NIelbiści wrócili na parkiet i od razu musieli zmierzyć się z mocnym rywalem.
Początek rozgrywek rundy rewanżowej nie był dla nas łatwy. Zamiast mało wymagającego rywala z dołów tabeli I ligi, to naszym „na dzień dory” trafił się od razu lider, czyli ekipa z Olsztyna.
Przed tym meczem nielbiści w tabeli byli tuż za naszym sobotnim przeciwnikiem, mając do niego tylko dwa punkty straty. W sumie jak zaczynać, to od razu z przytupem. A że Nielba jak zawsze walczy o najwyższe cele, to dlaczego by nie pokonać na początek jednej z najlepszych ekip?
Nasi zaczęli nieźle, niesieni dopingiem, jak zawsze licznie zgromadzonych w wągrowieckiej hali OSiR kibiców. Ale goście skutecznie się odgryzali. Każde nasze celne trafienie, każdy bramka przewagi, to natychmiastowa odpowiedź olsztynian. Zaczęliśmy od 2-bramkowego prowadzenia (oba trafienia M Marka Boneczki). Potem do głosu doszli goście, a trochę im w tym pomagali sędziowie, co chwila gwiżdżąc dla nich rzut karny – kibiców Nielby doprowadzało to do szewskiej pasji.
Gdy olsztynianie odskoczyli na trzy trafienia (6-9), to nasi wzięli się do roboty. Kilka trafień Pawła Gregora, Smolińskiego i Boneczki i znów wyszliśmy na prowadzenie 10-9.
Później to już gra bramka za bramkę. Mimo to na przerwę schodziliśmy prowadząc 15-13.
Drugą odsłonę tego pojedynku znów świetnie zaczął doświadczony Marek Boneczko, rzucając w kilka minut celnie cztery razy. Prowadziliśmy już 19-15. Była 50 minuta meczu, a my prowadziliśmy 5 bramkami (25-20) i wydawało się, że Nielba ten mecz wygra. Niestety, przez 10 minut trafiliśmy tylko dwa razy, a goście rzucali celniej. W ostatniej minucie doprowadzili do remisu i już sobie go nie dali wyrwać.

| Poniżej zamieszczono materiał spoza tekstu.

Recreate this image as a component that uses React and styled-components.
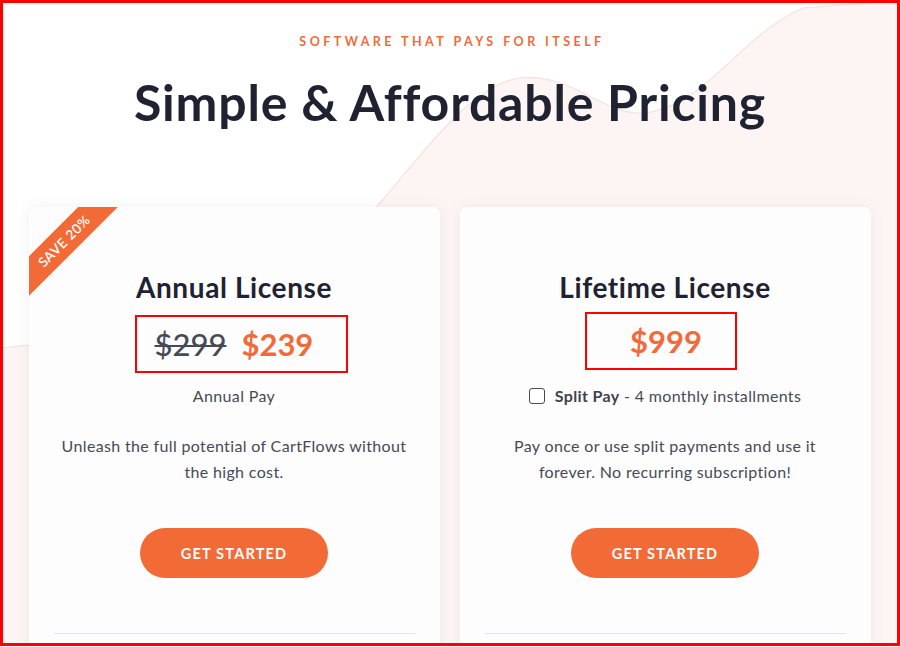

W rzutach najpierw było 4-4 po pięciu kolejkach. Rywal obronił rzut karny Boneczki, a następnie Olsztyn nie trafił w bramkę (obrona Zanto). Zarządone zostały koejne rzuty i przy drugim rzucie Artur Gawlik obronił rzut rywala, a Widziński trafił, a Nelba wygrała.